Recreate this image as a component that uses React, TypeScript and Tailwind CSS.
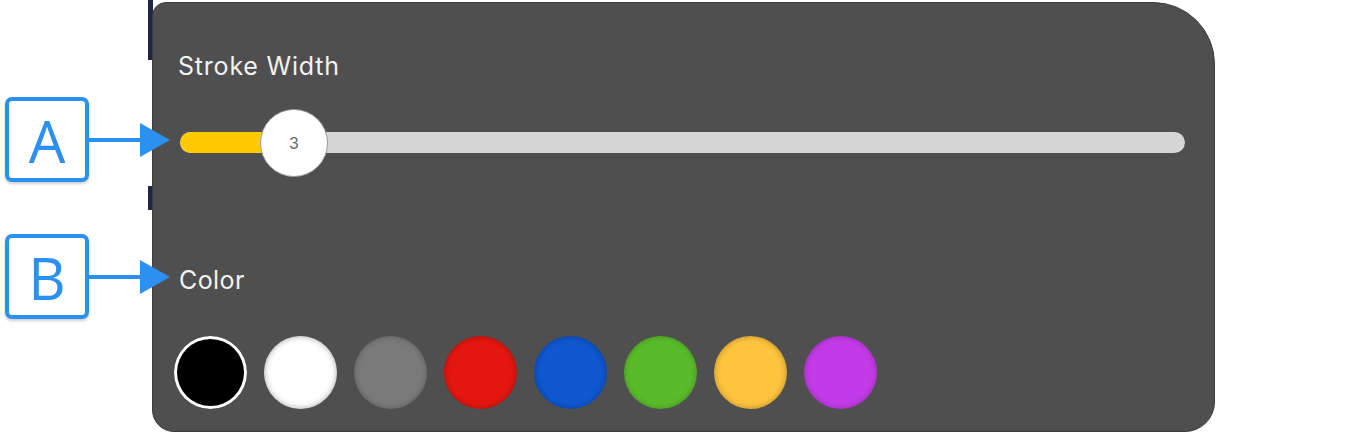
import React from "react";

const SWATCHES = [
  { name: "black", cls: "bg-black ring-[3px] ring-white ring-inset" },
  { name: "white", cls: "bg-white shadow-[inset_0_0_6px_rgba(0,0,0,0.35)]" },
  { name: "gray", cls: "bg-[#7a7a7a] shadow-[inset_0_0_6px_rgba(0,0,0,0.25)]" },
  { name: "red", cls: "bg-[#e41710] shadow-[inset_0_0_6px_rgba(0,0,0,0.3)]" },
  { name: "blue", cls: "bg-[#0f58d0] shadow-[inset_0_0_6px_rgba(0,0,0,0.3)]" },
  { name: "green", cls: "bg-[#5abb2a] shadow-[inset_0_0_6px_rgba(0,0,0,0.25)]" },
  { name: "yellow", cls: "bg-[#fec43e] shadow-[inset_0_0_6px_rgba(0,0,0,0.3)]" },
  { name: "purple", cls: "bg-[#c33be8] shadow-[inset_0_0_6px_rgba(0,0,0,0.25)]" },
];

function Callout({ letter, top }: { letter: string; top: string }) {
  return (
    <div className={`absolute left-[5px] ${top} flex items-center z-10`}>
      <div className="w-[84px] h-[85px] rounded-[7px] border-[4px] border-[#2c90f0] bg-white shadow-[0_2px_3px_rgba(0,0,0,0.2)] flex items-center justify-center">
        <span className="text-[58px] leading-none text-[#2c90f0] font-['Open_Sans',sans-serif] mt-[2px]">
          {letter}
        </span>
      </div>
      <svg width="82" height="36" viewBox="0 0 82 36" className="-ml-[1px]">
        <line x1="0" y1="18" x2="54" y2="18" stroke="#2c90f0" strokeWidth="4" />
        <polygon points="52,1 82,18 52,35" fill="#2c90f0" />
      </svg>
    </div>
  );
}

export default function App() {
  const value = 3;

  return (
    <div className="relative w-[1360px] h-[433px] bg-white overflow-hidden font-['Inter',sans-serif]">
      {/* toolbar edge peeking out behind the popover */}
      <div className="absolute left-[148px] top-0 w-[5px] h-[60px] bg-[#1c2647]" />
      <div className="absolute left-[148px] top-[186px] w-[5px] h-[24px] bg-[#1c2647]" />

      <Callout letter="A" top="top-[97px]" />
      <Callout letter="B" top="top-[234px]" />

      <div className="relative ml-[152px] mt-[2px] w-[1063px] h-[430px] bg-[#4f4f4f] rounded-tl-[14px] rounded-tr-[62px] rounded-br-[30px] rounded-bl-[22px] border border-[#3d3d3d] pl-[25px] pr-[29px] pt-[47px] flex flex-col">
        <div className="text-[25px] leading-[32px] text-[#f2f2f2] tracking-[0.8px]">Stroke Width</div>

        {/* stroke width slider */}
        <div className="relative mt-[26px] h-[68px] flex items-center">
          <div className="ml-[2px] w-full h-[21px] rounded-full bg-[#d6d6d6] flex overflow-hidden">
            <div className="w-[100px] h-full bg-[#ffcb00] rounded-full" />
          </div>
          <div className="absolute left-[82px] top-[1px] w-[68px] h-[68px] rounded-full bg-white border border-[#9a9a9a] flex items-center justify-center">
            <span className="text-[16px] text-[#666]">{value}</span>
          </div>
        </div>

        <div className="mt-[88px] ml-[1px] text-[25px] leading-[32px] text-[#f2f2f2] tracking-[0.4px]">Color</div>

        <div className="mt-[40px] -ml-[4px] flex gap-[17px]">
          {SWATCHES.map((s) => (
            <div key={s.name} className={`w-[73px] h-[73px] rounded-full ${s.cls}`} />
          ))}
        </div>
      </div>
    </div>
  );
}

..........

Repeat only what lies between the start of the data and the end of the line containing "import React from", exactly, with pictures left out.

## Solution for this exercise
Recreate this image as a component that uses React, TypeScript and Tailwind CSS.
import React from "react";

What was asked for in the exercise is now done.